PROBLEM TO SOLVE>
Could the lines from the start of the data through the line with "const closed = (label: string): TreeNode" be set down exactly, with no pictures among them?

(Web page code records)

[BEGIN]

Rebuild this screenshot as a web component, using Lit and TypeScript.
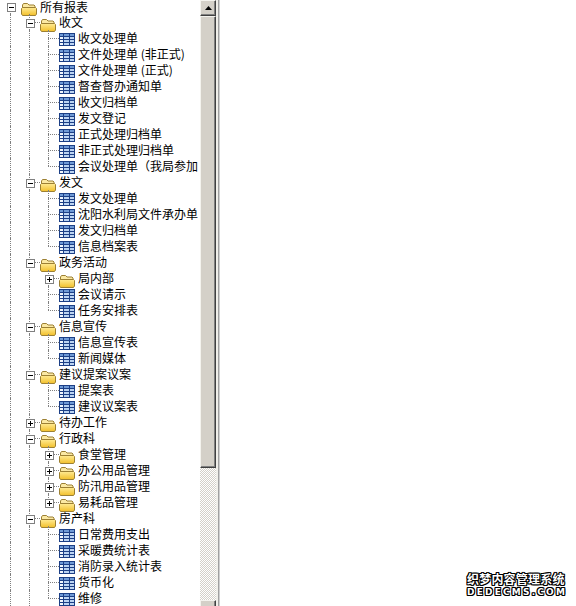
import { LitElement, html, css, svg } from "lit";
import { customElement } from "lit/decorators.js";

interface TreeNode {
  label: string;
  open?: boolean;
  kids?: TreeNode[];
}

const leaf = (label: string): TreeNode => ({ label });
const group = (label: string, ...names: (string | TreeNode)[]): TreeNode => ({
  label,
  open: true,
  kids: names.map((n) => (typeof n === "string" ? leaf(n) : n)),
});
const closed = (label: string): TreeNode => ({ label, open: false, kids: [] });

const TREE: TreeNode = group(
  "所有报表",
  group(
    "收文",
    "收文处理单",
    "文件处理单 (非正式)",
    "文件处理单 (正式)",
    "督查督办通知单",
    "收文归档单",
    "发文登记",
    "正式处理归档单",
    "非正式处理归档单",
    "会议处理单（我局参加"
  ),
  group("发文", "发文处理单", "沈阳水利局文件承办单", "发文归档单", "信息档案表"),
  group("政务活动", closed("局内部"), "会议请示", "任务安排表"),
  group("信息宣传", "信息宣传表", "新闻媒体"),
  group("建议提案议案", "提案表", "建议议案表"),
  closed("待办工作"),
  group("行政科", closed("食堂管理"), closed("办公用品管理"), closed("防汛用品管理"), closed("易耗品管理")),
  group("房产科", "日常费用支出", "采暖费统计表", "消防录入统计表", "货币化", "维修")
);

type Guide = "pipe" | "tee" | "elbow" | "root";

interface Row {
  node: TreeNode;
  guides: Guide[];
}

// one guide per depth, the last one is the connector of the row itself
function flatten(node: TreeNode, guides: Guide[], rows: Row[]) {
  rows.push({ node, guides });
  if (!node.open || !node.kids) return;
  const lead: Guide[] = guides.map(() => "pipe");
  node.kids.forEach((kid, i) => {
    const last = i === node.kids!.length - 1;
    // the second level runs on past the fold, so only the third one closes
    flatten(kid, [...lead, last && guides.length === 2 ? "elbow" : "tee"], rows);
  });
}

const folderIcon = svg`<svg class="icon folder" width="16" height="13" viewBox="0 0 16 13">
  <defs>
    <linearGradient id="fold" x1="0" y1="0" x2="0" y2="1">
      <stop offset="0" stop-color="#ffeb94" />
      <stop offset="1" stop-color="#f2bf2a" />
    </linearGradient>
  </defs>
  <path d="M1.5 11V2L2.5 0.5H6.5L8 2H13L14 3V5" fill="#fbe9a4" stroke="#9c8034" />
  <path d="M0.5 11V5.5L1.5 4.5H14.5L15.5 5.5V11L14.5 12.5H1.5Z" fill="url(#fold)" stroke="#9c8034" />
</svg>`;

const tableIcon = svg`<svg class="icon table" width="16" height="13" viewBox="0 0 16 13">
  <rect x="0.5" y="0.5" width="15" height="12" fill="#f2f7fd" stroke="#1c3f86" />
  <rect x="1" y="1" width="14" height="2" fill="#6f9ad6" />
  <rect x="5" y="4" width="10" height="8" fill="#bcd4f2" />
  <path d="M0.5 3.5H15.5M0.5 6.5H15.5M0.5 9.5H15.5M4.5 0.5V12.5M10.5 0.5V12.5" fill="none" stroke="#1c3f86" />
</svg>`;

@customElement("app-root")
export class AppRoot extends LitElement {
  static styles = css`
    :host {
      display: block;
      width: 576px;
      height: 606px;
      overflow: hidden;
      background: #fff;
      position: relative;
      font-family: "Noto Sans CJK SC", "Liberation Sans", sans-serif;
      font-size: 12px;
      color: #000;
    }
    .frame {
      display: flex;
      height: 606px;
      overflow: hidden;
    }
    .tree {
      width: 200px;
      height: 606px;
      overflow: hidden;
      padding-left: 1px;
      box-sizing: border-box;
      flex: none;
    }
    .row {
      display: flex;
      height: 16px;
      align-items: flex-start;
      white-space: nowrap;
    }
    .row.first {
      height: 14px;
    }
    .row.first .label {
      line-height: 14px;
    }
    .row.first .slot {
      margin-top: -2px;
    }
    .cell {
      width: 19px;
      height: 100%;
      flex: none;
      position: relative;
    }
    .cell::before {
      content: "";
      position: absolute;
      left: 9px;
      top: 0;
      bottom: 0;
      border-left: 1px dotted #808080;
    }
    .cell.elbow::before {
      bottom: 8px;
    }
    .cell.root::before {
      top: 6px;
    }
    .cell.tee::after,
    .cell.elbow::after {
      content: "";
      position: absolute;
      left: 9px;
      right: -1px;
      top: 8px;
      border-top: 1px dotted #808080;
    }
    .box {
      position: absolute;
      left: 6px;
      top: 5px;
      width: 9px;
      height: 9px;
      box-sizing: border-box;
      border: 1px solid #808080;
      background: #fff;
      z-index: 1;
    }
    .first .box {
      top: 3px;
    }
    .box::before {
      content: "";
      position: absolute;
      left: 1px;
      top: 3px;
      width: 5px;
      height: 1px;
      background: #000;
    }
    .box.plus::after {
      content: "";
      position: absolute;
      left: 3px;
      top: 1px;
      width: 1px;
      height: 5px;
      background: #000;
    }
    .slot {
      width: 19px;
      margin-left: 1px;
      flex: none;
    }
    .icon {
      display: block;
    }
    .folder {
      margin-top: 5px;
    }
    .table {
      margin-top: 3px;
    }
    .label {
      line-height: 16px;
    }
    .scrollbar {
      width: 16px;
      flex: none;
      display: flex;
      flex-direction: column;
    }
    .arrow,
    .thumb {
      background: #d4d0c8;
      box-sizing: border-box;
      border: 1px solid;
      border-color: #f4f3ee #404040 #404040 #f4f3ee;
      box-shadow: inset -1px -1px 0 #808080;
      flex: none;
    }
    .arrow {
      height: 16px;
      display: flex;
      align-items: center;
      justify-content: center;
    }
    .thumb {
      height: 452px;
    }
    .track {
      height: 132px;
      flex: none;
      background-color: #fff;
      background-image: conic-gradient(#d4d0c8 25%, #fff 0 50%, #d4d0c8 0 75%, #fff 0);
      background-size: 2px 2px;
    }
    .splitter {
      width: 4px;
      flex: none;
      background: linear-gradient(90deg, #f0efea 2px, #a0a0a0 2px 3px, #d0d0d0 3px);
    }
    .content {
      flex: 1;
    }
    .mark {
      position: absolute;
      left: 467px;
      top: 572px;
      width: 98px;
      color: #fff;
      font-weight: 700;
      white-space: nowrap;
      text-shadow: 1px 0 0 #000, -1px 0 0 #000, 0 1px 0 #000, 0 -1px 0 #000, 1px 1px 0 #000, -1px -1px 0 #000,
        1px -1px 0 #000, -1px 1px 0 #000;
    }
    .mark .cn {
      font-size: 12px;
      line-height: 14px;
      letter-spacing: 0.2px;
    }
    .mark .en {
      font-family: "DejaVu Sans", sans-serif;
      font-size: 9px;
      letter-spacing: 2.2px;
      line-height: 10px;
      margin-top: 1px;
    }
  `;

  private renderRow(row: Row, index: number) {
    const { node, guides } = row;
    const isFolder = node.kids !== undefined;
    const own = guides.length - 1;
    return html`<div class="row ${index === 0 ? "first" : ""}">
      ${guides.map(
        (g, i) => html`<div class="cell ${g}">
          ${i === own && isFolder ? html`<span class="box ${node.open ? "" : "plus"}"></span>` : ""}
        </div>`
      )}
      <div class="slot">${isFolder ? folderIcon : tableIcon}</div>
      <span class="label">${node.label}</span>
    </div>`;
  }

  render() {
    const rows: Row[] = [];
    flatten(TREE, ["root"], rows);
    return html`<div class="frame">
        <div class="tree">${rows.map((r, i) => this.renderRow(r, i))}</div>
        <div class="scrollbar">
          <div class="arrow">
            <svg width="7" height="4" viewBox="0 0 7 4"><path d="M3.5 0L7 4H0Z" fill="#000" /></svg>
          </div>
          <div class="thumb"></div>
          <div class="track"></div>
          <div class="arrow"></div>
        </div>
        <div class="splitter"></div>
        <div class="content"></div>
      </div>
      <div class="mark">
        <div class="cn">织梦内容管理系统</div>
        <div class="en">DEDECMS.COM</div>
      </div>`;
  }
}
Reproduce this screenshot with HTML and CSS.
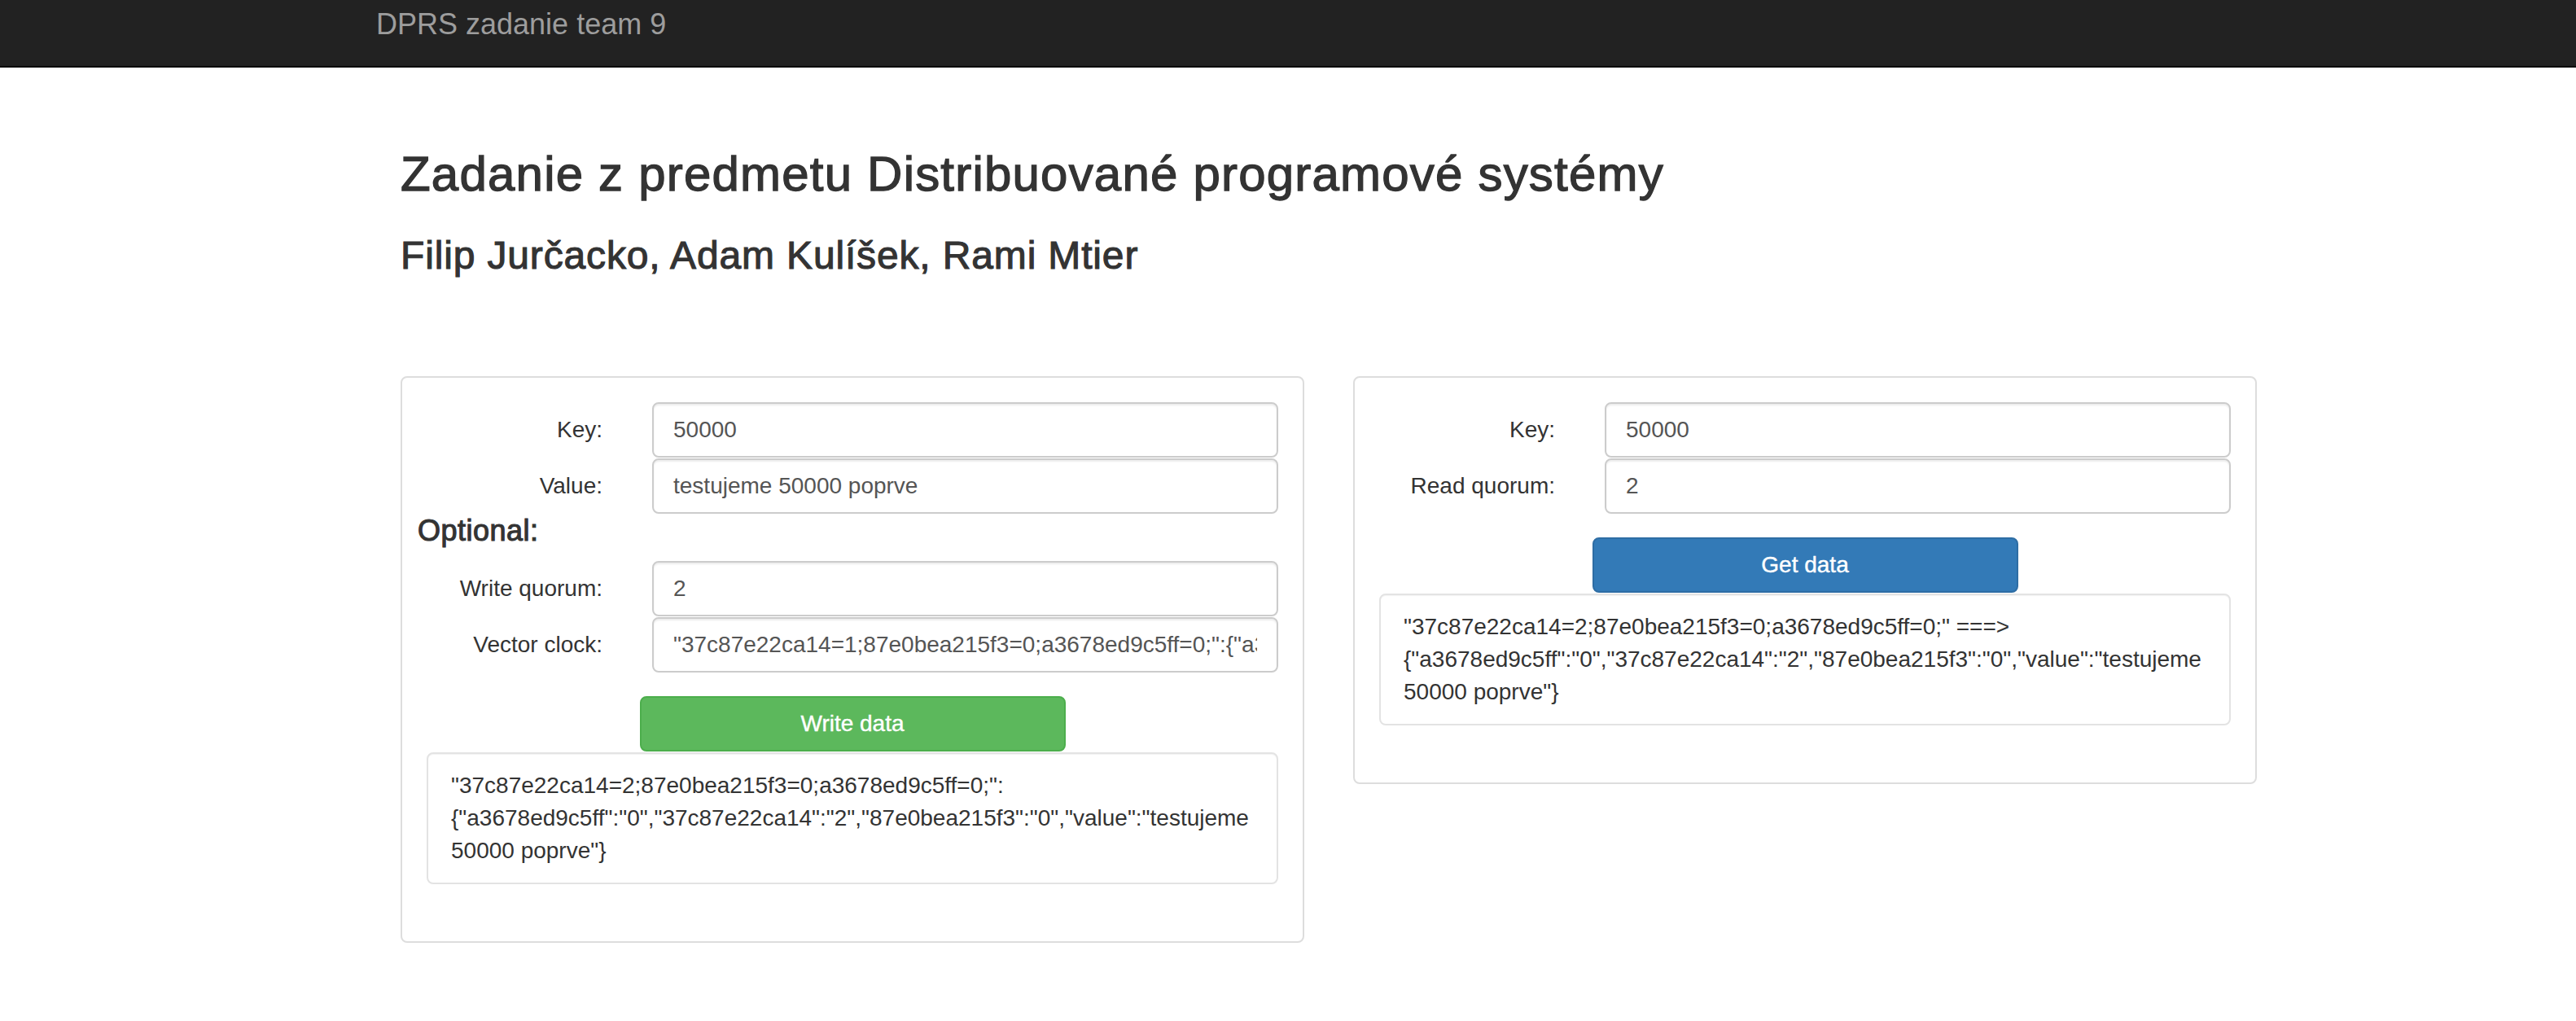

[END]

THE REPLY>
Rebuild this screenshot as a web component, using Lit and TypeScript.
import { LitElement, html, css, svg } from "lit";
import { customElement } from "lit/decorators.js";

interface TreeNode {
  label: string;
  open?: boolean;
  kids?: TreeNode[];
}

const leaf = (label: string): TreeNode => ({ label });
const group = (label: string, ...names: (string | TreeNode)[]): TreeNode => ({
  label,
  open: true,
  kids: names.map((n) => (typeof n === "string" ? leaf(n) : n)),
});
const closed = (label: string): TreeNode => ({ label, open: false, kids: [] });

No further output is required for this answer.